A simple response framework
- Acknowledge: respond publicly if the mention is positive, relevant, or visible.
- Clarify: ask one useful follow-up question if the context is unclear.
- Capture: save high-signal mentions for content, proof, or product insight.
- Escalate: send negative or urgent cases to support or leadership.
When your alert stream doubles as a content input stream, you build velocity without burnout. That is the real advantage of cross-platform mention alerts in 2026.
Use mentions to produce content faster
Great social teams do not waste mentions. They mine them. The best-performing posts often start as a comment, quote, customer story, or question that already proved there is interest.
Here is the workflow I prefer:
- Capture the mention.
- Identify the angle: pain point, proof, objection, or trend.
- Generate a post draft from that angle.
- Adapt it for each platform’s tone and format.
- Publish while the topic is still active.
This is where AI generation saves real time. A manual workflow forces you to write one version, then rewrite it five times. A generation-first workflow turns one prompt into platform-native variants immediately, so your team spends time on judgment, not blank-page writing.

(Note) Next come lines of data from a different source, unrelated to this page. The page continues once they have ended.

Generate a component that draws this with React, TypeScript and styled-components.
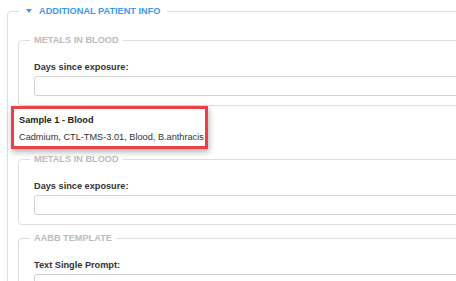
import React from 'react';
import styled, { createGlobalStyle } from 'styled-components';

const GlobalStyle = createGlobalStyle`
  html, body {
    margin: 0;
    padding: 0;
    background: #ffffff;
    overflow: hidden;
  }
  body {
    font-family: 'Liberation Sans', Arial, sans-serif;
    font-size: 9.2px;
    color: #333333;
  }
`;

const Page = styled.div`
  width: 456px;
  height: 281px;
  overflow: hidden;
  padding: 5px 0 0 7px;
  box-sizing: border-box;
`;

const Section = styled.fieldset`
  width: 540px;
  margin: 0;
  padding: 17px 0 0 10px;
  border: 1px solid #dddddd;
  border-radius: 4px;
  display: flex;
  flex-direction: column;
`;

const SectionLegend = styled.legend`
  margin-left: 1px;
  padding: 0 7px;
  line-height: 12px;
  font-size: 9.2px;
  font-weight: bold;
  color: #3b9af0;
  text-transform: uppercase;
  display: flex;
  align-items: center;
  gap: 7px;
`;

const Caret = styled.span`
  width: 0;
  height: 0;
  border-left: 3.5px solid transparent;
  border-right: 3.5px solid transparent;
  border-top: 4px solid #3b9af0;
`;

const Group = styled.fieldset`
  margin: 0 0 7px;
  padding: 15px 0 9px 15px;
  border: 1px solid #dddddd;
  border-radius: 4px;
`;

const GroupLegend = styled.legend`
  margin-left: -4px;
  padding: 0 4px;
  line-height: 12px;
  font-size: 9.2px;
  font-weight: bold;
  color: #bcbcbc;
  text-transform: uppercase;
`;

const Label = styled.label`
  display: block;
  line-height: 12px;
  font-weight: bold;
  color: #333333;
  margin-bottom: 3px;
`;

const Input = styled.input`
  display: block;
  width: 560px;
  height: 20px;
  box-sizing: border-box;
  border: 1px solid #d2d2d2;
  border-radius: 3px;
  background: #ffffff;
  outline: none;
`;

const SampleCard = styled.div`
  width: 197px;
  box-sizing: border-box;
  margin: -7px 0 4px -7px;
  padding: 5px 5px 3px;
  border: 3px solid #ec3f48;
  background: #ffffff;
  box-shadow: 1px 3px 6px rgba(0, 0, 0, 0.3);
`;

const SampleTitle = styled.div`
  line-height: 13px;
  font-weight: bold;
  color: #222222;
  margin-bottom: 4px;
`;

const SampleDetails = styled.div`
  line-height: 12px;
  color: #333333;
  white-space: nowrap;
`;

const Field: React.FC<{ title: string; label: string }> = ({ title, label }) => (
  <Group>
    <GroupLegend>{title}</GroupLegend>
    <Label>{label}</Label>
    <Input type="text" />
  </Group>
);

const App: React.FC = () => {
  return (
    <>
      <GlobalStyle />
      <Page>
        <Section>
          <SectionLegend>
            <Caret />
            Additional Patient Info
          </SectionLegend>
          <Field title="Metals in Blood" label="Days since exposure:" />
          <SampleCard>
            <SampleTitle>Sample 1 - Blood</SampleTitle>
            <SampleDetails>Cadmium, CTL-TMS-3.01, Blood, B.anthracis</SampleDetails>
          </SampleCard>
          <Field title="Metals in Blood" label="Days since exposure:" />
          <Field title="AABB Template" label="Text Single Prompt:" />
        </Section>
      </Page>
    </>
  );
};

export default App;
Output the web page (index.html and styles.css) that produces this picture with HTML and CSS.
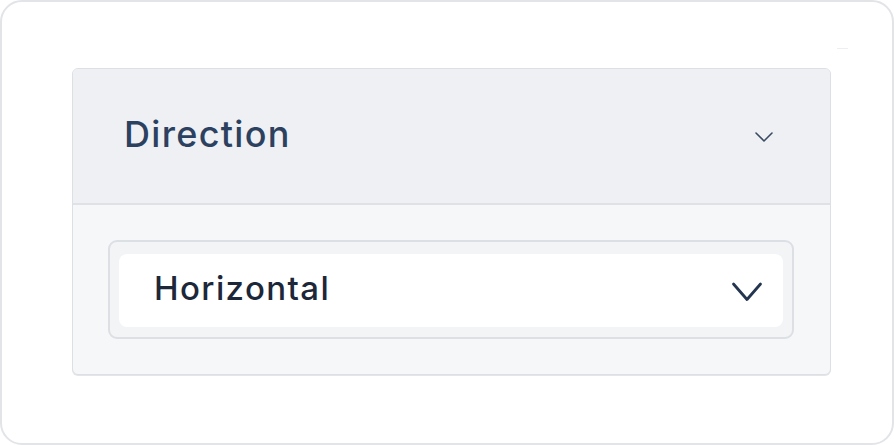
FILE: index.html
```html
<!DOCTYPE html>
<html lang="en">
<head>
<meta charset="utf-8">
<title>Direction</title>
<link rel="stylesheet" href="styles.css">
</head>
<body>
<div class="frame">
  <section class="card">
    <header class="card-head">
      <h2 class="card-title">Direction</h2>
      <svg class="head-chevron" width="20" height="12" viewBox="0 0 20 12" fill="none"><path d="M2 2 L10 10 L18 2" stroke="#3b4a63" stroke-width="1.6" stroke-linecap="round" stroke-linejoin="round"/></svg>
    </header>
    <div class="card-body">
      <div class="select">
        <div class="select-inner">
          <span class="select-value">Horizontal</span>
          <svg class="select-chevron" width="32" height="22" viewBox="0 0 32 22" fill="none"><path d="M2.5 3 L16 18.5 L29.5 3" stroke="#243550" stroke-width="2.8" stroke-linecap="round" stroke-linejoin="round"/></svg>
        </div>
      </div>
    </div>
  </section>
</div>
</body>
</html>
```

FILE: styles.css
```css
* { box-sizing: border-box; }
html, body { margin: 0; padding: 0; background: #ffffff; }
body { font-family: Inter, "Noto Sans", sans-serif; }

.frame {
  position: relative;
  width: 894px;
  height: 445px;
  border: 2px solid #e2e4e8;
  border-radius: 22px;
  padding: 66px 61px 0 70px;
  background: #ffffff;
}
.frame::after {
  content: "";
  position: absolute;
  left: 835px;
  top: 46px;
  width: 11px;
  height: 1px;
  background: #eceef1;
}

.card {
  border: 1px solid #dcdfe4;
  border-radius: 6px;
  overflow: hidden;
  box-shadow: 0 1px 0 #e3e5e9;
  background: #f6f7f9;
}
.card-head {
  height: 136px;
  background: #eff0f3;
  border-bottom: 2px solid #dfe1e6;
  display: flex;
  align-items: center;
  justify-content: space-between;
  padding: 0 56px 4px 51px;
}
.card-title {
  margin: 0;
  font-size: 36px;
  line-height: 1;
  font-weight: 500;
  color: #2c4160;
  letter-spacing: 1.3px;
}
.head-chevron { display: block; margin-top: 6px; }

.card-body {
  padding: 35px 36px 35px 35px;
}
.select {
  border: 2px solid #dcdfe4;
  border-radius: 9px;
  background: #f3f4f6;
  padding: 12px 9px 10px 9px;
}
.select-inner {
  height: 73px;
  background: #ffffff;
  border-radius: 8px;
  display: flex;
  align-items: center;
  justify-content: space-between;
  padding: 0 20px 0 35px;
}
.select-value {
  font-size: 33px;
  line-height: 1;
  font-weight: 500;
  color: #1c2739;
  letter-spacing: 1.4px;
  margin-top: -4px;
}
.select-chevron { display: block; margin-top: 2px; }
```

If your team handles multiple brands, this also keeps quality consistent. You are not asking each manager to reinvent the wheel every time a mention appears. You are standardizing the way attention becomes content.
Common mistakes to avoid
After managing social accounts long enough, I can tell you the same alert mistakes show up over and over again.
- Tracking only direct tags: most important conversations happen without tagging you.
- Ignoring typos and nicknames: people rarely mention brands perfectly.
- Using one alert path for every mention: support, sales, and PR need different handling.
- Waiting too long to respond: relevance decays fast on social.
- Failing to reuse the moment: every good mention can become content, proof, or insight.
If you fix only one thing, fix the last one. Mentions are not just reputation signals; they are raw material for the next post, the next testimonial, or the next campaign angle.
A practical 30-minute setup plan
If you need to launch cross-platform mention alerts quickly, keep the first version simple.
- List 10-20 core terms to track.
- Add misspellings, founder names, and campaign terms.
- Choose the platforms that matter most to your audience.
- Set critical, high, medium, and low thresholds.
- Route alerts to the right owner by intent.
- Define a response SLA for each alert type.
- Save the best mentions as future content prompts.
That is enough to create a real system. You can refine coverage later, but do not postpone action while chasing perfect monitoring.
Why this matters more in 2026
Social discovery is fragmented now. People discover brands through comments, creator mentions, search snippets, community threads, and short-form video reactions. If your monitoring is isolated to one platform, you are blind to half the conversation.
Cross-platform mention alerts give you one view of audience intent across the networks that matter. But the bigger advantage is what happens after the alert: you move from listening to publishing without the usual draft-edit-schedule loop. That is how small teams keep up with much larger ones.